The answer is quite revealing: the phrase is omitted because of the weight given to the two fourth-century codices Sinaiticus and Vaticanus. Ever since the days of Westcott and Hort, these two books have been given an incredulous amount of weight in textual decisions. Another example of this fact is the omission of the traditional ending of Mark, which is supported by precisely two early manuscripts: Sinaiticus and Vaticanus. Here we see the fatal flaw of modern textual criticism: it is the interpretation of data from a perspective biased by naturalistic rationalism. Westcott and Hort “determined” that these two codices were “the Neutral Text,” and that assumption still influences the way scholars, even evangelical scholars, interpret the data.

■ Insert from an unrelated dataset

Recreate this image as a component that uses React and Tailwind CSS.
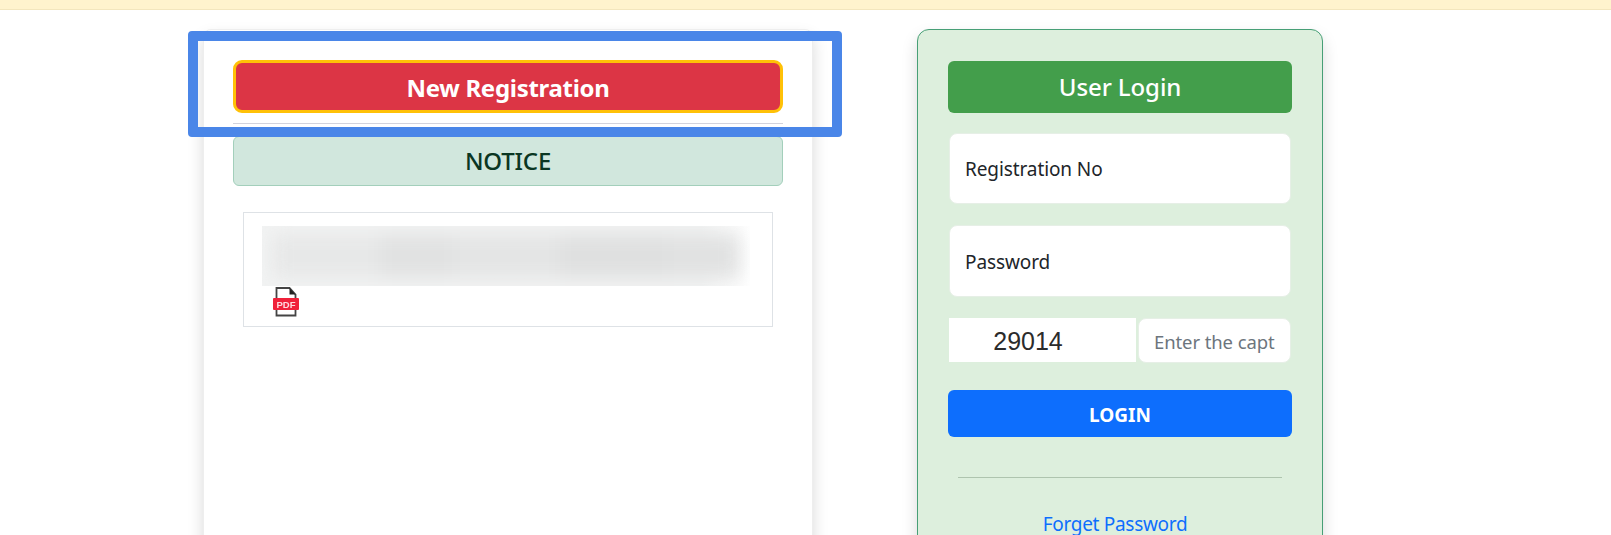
import React from 'react';

const sans = 'font-["Noto_Sans",sans-serif]';

const PdfIcon = () => (
  <svg width="28" height="30" viewBox="0 0 28 30" className="blur-[0.5px]">
    <path d="M4.5 1h13l6 6.5V28.5h-19z" fill="#fff" stroke="#444" strokeWidth="1.8" />
    <path d="M17.5 1l6 6.5h-6z" fill="#222" />
    <rect x="1" y="11" width="26" height="12" rx="1" fill="#f0213a" />
    <text x="14" y="20.5" textAnchor="middle" fontSize="9.5" fontWeight="700" fill="#ffd9de" fontFamily="Liberation Sans, sans-serif">PDF</text>
  </svg>
);

const LeftCard = () => (
  <div className="w-[610px] h-[520px] shrink-0 bg-white rounded-lg border border-[#eeeeee] px-[29px] pt-[30px] shadow-[0_8px_16px_rgba(0,0,0,0.15)]">
    <button className="w-full h-[53px] pt-[2px] rounded-[9px] border-[3px] border-[#ffc107] bg-[#dc3545] text-white text-[24px] font-bold tracking-[-0.3px]">
      New Registration
    </button>
    <div className="mt-[10px] h-px bg-[#d3d3dc]" />
    <div className="mt-[12px] h-[50px] rounded-md border border-[#a3cfbb] bg-[#d1e7dd] text-[#0a3622] text-[24px] font-medium tracking-[-0.2px] flex items-center justify-center">
      NOTICE
    </div>
    <div className="mt-[26px] mx-[10px] h-[115px] border border-[#dee2e6] pl-[18px] pr-[22px] pt-[13px]">
      <div className="h-[60px] overflow-hidden bg-gradient-to-r from-[#f2f3f3] from-90% to-white px-[10px] py-[8px]">
        <div className="h-full flex blur-[9px]">
          <div className="flex-[3] bg-[#e7e8e8]" />
          <div className="flex-[2] bg-[#e1e2e2]" />
          <div className="flex-[3] bg-[#e4e5e5]" />
          <div className="flex-[3] bg-[#dfe0e0]" />
          <div className="flex-[2] bg-[#e1e2e2]" />
        </div>
      </div>
      <div className="pl-[10px] pt-[1px]">
        <PdfIcon />
      </div>
    </div>
  </div>
);

const LoginCard = () => (
  <div className="w-[406px] h-[520px] shrink-0 rounded-xl border border-[#479f76] bg-[#ddefdd] px-[30px] pt-[31px] shadow-[0_8px_16px_rgba(0,0,0,0.15)]">
    <div className="h-[52px] rounded-md bg-[#439e4b] text-white text-[24px] font-medium tracking-[-0.1px] flex items-center justify-center">
      User Login
    </div>
    <div className="mx-px mt-[20px] h-[71px] pt-[2px] rounded-lg bg-white border border-[#e6efe6] px-[15px] flex items-center text-[19px] tracking-[-0.1px] text-[#212529]">
      Registration No
    </div>
    <div className="mx-px mt-[21px] h-[72px] pt-[2px] rounded-lg bg-white border border-[#e6efe6] px-[15px] flex items-center text-[19px] tracking-[-0.1px] text-[#212529]">
      Password
    </div>
    <div className="mx-px mt-[21px] flex items-start gap-[2px]">
      <div className="w-[187px] h-[44px] bg-white flex items-center justify-center pr-[29px] pt-[4px] font-['Liberation_Sans',sans-serif] text-[25px] text-[#2b2b2b]">
        29014
      </div>
      <div className="flex-1 h-[45px] pt-[2px] rounded-lg bg-white border border-[#e6efe6] pl-[15px] flex items-center overflow-hidden whitespace-nowrap text-[18.5px] tracking-[-0.1px] text-[#6c757d]">
        Enter the capt
      </div>
    </div>
    <button className="mt-[27px] w-full h-[47px] pt-[3px] rounded-md bg-[#0d6efd] text-white text-[19px] font-bold">
      LOGIN
    </button>
    <div className="mx-[10px] mt-[40px] h-px bg-[#aec4ae]" />
    <div className="mt-[36px] text-center pr-[10px] text-[19px] leading-[20px] tracking-[-0.3px] text-[#0d6efd]">
      Forget Password
    </div>
  </div>
);

export default function App() {
  return (
    <div className={`relative h-[535px] overflow-hidden bg-white ${sans}`}>
      <div className="h-[10px] bg-[#fff3cd] border-b border-[#f3e6bd]" />
      <div className="flex gap-[104px] pl-[203px] pt-[19px]">
        <LeftCard />
        <LoginCard />
      </div>
      {/* annotation frame drawn over the page */}
      <div className="absolute left-[188px] top-[31px] w-[654px] h-[106px] rounded border-[10px] border-[#4a86e8]" />
    </div>
  );
}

Yet one of the chief differences between modern textual criticism and the confessional viewpoint is this: the confessional viewpoint acknowledges the usefulness of such data, but the ultimate reason why we believe the Scripture to be the word of God is the inward testimony of the Holy Spirit. After enumerating all the various external reasons to believe the Bible is the Word of God, the framers of the 1689 London Baptist Confession of Faith wrote this: “yet notwithstanding, our full persuasion and assurance of the infallible truth, and divine authority thereof, is from the inward work of the Holy Spirit bearing witness by and with the Word in our hearts” (2LBCF 1.5). This is such an important point that we must not pass over. As Christians who believe that the Bible is the divinely-inspired Word of God, we must not fall into utilizing naturalistic (atheistic) methods when dealing with the Scripture. Applying the tenets of modern textual criticism to the Bible is no different in its presuppositions and applications than treating the Bible as a book of mythology.

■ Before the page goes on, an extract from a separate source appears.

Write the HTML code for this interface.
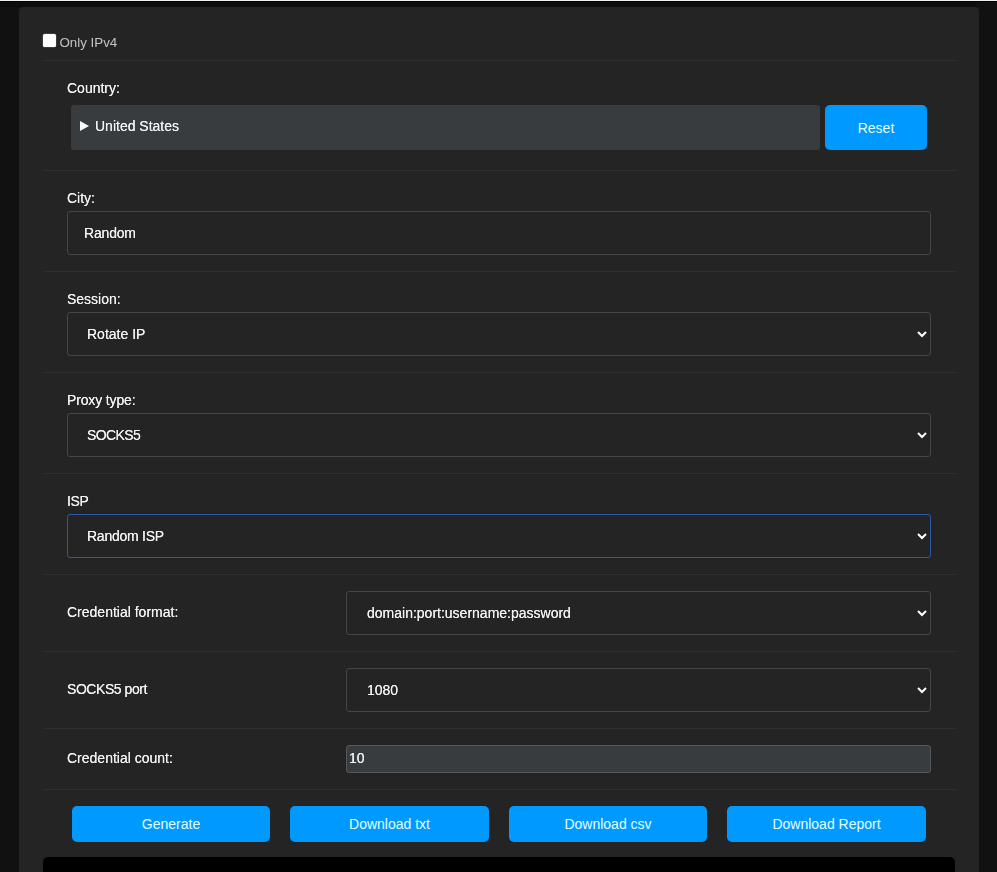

At this point, some of those reading this might be asking the question, “So what?” That is an excellent question to ask, and one we should always ask when dealing with issues such as this. Does this whole essay actually matter for our theology and our practice? I believe the answer to that question is yes. The words of the Bible matter. Did God preserve his Word, or did he not? If the reading of the Modern Critical Text is right, that means the church as been misled for 1,500 years. It means that during the span of time when those words were included in Scripture, the church had the wrong Bible. It means that for that length of time, Christians added to the words of Scripture. If the MCT is wrong, that means all these modern versions based upon that text have omitted the Words of God. This issue is profoundly important. Now, with that said, I am not arguing that anyone who uses a modern version is guilting of adding and omitting to the Word of God. There are some on my side of the line who would call others on the other side of the line heretics, but I am not one of those people. There are many men whom I respect who would disagree with me, who love the Lord and love his people, and for some reason they have bought into the narrative of modern textual criticism. Yet the question must be asked: in our practice, are we affirming that God has preserved his Word pure down through the ages? I cannot see how a person affirming modern textual criticism can answer that question positively in light of the above discussion concerning Mark 9:29.